文春記事はこういった経緯を踏まえ、8月4日からの週に石破氏と面会した際に山口氏が《謝罪の意を表明したという》《「政治部はアンタッチャブルで、(社会部出身の)自分は制御がきかなかった」》《「退陣へ」報道について釈明をした》――などと報じた。
「確認したところ、両者の極秘の面会は間違いなくあったようです。そこで何を話したのかはハッキリとしませんが、読売による退陣報道直後の接触なのでそれに触れないわけはないよねというふうに仲間内で話しています」
と、他社の政治部デスク。読売側は今回の謝罪報道について「虚偽の事実を断定的に報じたのは極めて悪質」だとしている。
「個人的に聞いたところでは、読売記者の取材はとてもしっかりしたものだったとのことです。山口氏が石破氏に謝罪したか否かはわかりませんが、少なくとも取材に問題がなかったのであれば頭を下げる必要はないように感じました」(同)
そもそも退陣報道はどのように進められたのか。
「石破政権を支える屋台骨の森山裕幹事長にももちろん取材はしていたとは思いますが、首相の退陣を報じるにあたってそれだけでは十分でなく、これ以上ないところ、つまり石破氏本人から“辞任”の意思を確認する必要があります。石破氏は参院選での敗北が現実味を帯びて行く中で退陣は不可避と考え、そのことを7月20日の開票日前から読売記者も把握していたとのことです」(同)
読売は開票翌日の21日にも「退陣へ」と報じることは可能だったようだが……。
「最終的に自公で47議席を獲得し、石破氏は“思ったほど負けなかった”“投げ出さずに頑張れば状況を好転させられるのではないか”などと考え始めたようなのです。心変わりと言うか“辞めるのをやめるかもしれない”ことが読売記者に伝えられた結果、参院選直後の退陣報道は回避されたのではないかと見られています」(同)
ところが、23日に退陣が報じられる。号外に至るまで両者間でどんなやり取りがあったのだろうか。

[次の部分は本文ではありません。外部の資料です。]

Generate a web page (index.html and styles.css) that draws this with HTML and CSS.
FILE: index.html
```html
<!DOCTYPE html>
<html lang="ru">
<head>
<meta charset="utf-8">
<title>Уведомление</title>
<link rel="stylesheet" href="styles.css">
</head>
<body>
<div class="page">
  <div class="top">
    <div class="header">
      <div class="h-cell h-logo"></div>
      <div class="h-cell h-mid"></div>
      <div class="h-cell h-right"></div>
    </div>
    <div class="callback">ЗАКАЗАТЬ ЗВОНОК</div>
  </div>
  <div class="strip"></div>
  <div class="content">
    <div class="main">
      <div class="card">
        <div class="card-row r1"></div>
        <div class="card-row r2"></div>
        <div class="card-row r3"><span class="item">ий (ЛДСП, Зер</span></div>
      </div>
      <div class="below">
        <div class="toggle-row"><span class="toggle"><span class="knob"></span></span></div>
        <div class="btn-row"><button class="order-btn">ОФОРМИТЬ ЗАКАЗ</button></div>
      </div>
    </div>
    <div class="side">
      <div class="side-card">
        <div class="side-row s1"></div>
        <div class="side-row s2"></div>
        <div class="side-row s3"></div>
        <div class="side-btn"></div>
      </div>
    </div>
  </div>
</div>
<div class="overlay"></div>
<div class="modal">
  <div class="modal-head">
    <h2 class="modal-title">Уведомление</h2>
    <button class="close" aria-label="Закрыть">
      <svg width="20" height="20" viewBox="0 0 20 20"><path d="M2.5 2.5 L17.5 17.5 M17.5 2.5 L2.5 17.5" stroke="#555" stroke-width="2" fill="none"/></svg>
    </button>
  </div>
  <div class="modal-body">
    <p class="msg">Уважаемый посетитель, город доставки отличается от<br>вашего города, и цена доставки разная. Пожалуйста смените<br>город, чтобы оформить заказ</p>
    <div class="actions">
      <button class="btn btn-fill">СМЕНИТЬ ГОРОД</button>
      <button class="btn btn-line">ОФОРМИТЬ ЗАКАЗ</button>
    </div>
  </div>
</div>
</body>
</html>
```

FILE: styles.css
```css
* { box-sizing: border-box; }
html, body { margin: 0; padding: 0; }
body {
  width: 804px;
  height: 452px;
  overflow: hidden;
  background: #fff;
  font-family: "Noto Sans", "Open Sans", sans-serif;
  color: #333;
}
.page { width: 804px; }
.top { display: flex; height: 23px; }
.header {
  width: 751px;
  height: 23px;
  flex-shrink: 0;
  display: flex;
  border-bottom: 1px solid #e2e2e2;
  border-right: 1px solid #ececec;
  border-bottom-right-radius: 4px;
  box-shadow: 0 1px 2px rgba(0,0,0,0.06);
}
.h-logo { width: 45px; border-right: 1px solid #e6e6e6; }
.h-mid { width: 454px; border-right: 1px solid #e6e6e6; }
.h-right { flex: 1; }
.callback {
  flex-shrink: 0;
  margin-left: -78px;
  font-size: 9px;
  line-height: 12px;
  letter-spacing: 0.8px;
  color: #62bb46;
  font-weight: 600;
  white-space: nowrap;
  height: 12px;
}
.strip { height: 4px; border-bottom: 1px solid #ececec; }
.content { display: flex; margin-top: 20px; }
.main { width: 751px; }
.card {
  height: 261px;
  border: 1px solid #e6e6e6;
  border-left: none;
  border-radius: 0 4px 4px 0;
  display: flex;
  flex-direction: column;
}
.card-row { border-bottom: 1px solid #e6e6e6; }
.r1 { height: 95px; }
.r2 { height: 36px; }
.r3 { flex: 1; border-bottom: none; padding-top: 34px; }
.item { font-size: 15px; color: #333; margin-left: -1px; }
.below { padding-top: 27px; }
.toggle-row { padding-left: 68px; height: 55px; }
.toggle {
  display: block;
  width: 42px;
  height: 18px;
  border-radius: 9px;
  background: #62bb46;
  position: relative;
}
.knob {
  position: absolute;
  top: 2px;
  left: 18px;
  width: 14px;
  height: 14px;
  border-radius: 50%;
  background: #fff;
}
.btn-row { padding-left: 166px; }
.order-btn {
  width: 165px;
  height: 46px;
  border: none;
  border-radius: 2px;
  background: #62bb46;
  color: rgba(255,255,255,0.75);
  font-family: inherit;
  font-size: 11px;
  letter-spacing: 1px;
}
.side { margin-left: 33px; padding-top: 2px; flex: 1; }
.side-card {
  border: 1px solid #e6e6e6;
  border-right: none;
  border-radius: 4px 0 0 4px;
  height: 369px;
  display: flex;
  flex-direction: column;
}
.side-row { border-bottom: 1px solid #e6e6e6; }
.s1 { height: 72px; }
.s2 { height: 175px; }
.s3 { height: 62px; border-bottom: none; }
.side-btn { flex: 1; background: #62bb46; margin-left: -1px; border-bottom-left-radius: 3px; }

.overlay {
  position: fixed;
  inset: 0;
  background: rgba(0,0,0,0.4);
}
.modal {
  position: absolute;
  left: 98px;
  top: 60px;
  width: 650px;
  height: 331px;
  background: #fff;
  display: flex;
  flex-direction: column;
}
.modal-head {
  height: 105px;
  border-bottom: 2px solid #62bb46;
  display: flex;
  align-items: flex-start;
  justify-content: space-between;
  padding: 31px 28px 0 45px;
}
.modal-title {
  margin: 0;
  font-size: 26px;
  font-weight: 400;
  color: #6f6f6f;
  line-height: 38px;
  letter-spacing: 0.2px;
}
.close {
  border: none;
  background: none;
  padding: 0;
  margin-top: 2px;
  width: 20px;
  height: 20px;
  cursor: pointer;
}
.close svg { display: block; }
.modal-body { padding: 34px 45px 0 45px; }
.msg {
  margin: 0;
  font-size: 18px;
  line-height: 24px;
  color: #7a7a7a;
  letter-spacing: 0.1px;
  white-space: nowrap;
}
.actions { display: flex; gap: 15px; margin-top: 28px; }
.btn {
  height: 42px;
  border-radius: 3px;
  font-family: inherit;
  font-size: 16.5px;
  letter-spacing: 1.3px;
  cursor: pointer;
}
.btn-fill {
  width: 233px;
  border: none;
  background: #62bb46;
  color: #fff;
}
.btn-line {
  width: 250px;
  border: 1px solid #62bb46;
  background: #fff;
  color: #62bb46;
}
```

「そこはハッキリとしないのですが、読売は改めて石破氏本人から退陣の意思を確認したようです。号外を出すにはそれなりにお金がかかりますから、聞き間違いやとらえ違いがないかどうかこれ以上ないチェックを済ませ、記事に相当な自信があったことは想像にかたくありません」(同)
しかし、石破氏は報道を全面否定した。
「良し悪しは別にして、少し前の考え方と現状との間に齟齬があっても意に介さないというのが石破氏のキャラクターだと言われています。個人的に経験はありませんが、過去の退陣報道も首相本人から確認せずになされたことはほとんどないと思います。今回も同様だったと見られていますが、辞めていない以上、誤報扱いもやむなしではありますね」(同)
権力者は孤独ということに尽きるのかもしれないが、永田町界隈では「石破氏は当時何を考えていたのだろうか」がミステリーのように語られている。「いまだ辞めないのはなぜか」と同様、明快な答えに行き着いた者はまだいないという。